Inaction becomes a weapon

One click, a wrong password or an open security vulnerability can be enough to bring a company to a standstill. Ransomware attacks are among the greatest threats to companies today. As several cantons and dozens of Swiss companies are affected, the Office of the Attorney General of the Swiss Confederation is taking over the proceedings. fedpol is investigating.

An employee of an accounting services firm in the Swiss Plateau was the first to arrive at the office in the morning and switched on his computer. When he tried to open a file, a message appeared on his screen instead of his client’s income statement. The message read: “All files belonging to the company and its clients have been encrypted. They will be published unless the demanded ransom is paid within 24 hours.” Similar scenarios have happened to numerous companies. The sender of the ransom demand is the ransomware group 8Base, one of the largest criminal groups, which makes millions of francs every year through such extortion schemes. They encrypt data, cripple IT systems and cause significant financial damage.

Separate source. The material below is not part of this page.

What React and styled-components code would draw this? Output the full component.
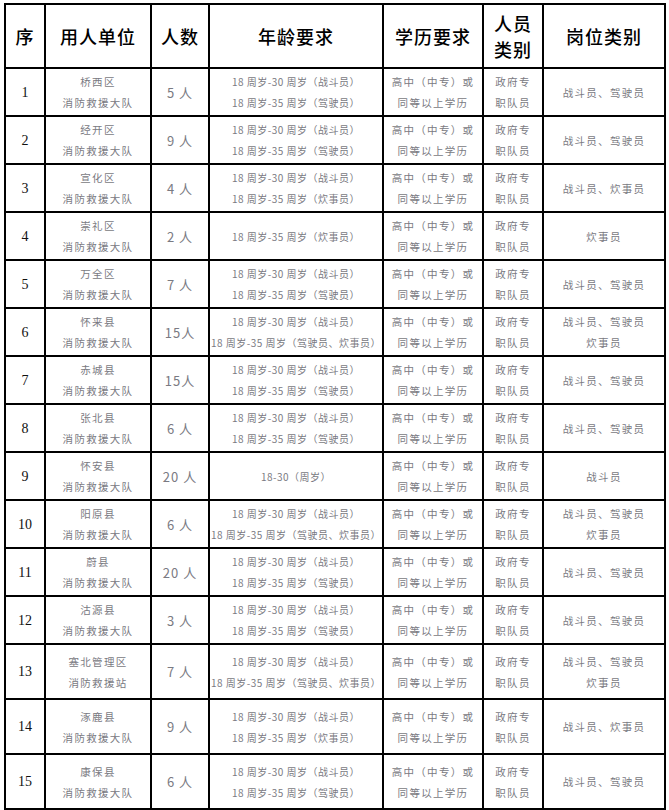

For many victims, the ransom payments are less of a problem than the costs incurred by the disruption of their services. Production processes come to a standstill, invoices pile up, and deadlines must be postponed. Criminal groups have long since shifted their focus from large corporations to small and medium-sized businesses as well.

fedpol and the Office of the Attorney General of the Swiss Confederation, together with international partners, are helping to curb this threat. The aim is to identify the ransomware group 8Base, which is causing damage to hundreds of companies and organisations worldwide, including several dozen in Switzerland.

Agile collaboration

Close and flexible collaboration among the participating authorities plays a central role. Instead of a linear large-scale investigation, the partner countries rely on short, coordinated investigative phases. During these sprints, findings are consolidated, leads are combined, and the perpetrators are gradually identified.

Investigative teams identify early signs of planned attacks. This information enables the affected countries to take preventive measures: companies are warned, systems are checked and access points are secured. Through their international partners, fedpol’s cyber investigators can issue early warnings to more than 300 potential corporate victims worldwide. this has prevented extortion before it even began – including in Switzerland, where several suspected members have been identified, located and arrested.

Coordinated action

One visible result of international cooperation is what is known as a take-down. This involves taking the cybercriminals’ technical infrastructure offline, including the platforms on which they publish the stolen data. In place of the previous content, a notice page from law enforcement agencies appears. This makes it clear that the authorities have taken control of the infrastructure – and that criminal activities do not go unnoticed (more on this in the Europol press release).

Encrypted data becomes readable again

Another tangible result of the operation is the assistance provided to companies that have already been victimised. Japanese investigators have successfully developed a decryption tool for encrypted files. This tool is published on the No More Ransom platform, provided by Europol and the Dutch police. For victims who have not paid a ransom, this is a major breakthrough: their data becomes accessible again.

Ultimately, the 8Base case demonstrates one thing above all else: cybercriminals operate globally – and so does effective law enforcement.

“Cybercrime is a field that is changing particularly rapidly. An investigative success on this scale can only be achieved thanks to effective national and international cooperation.”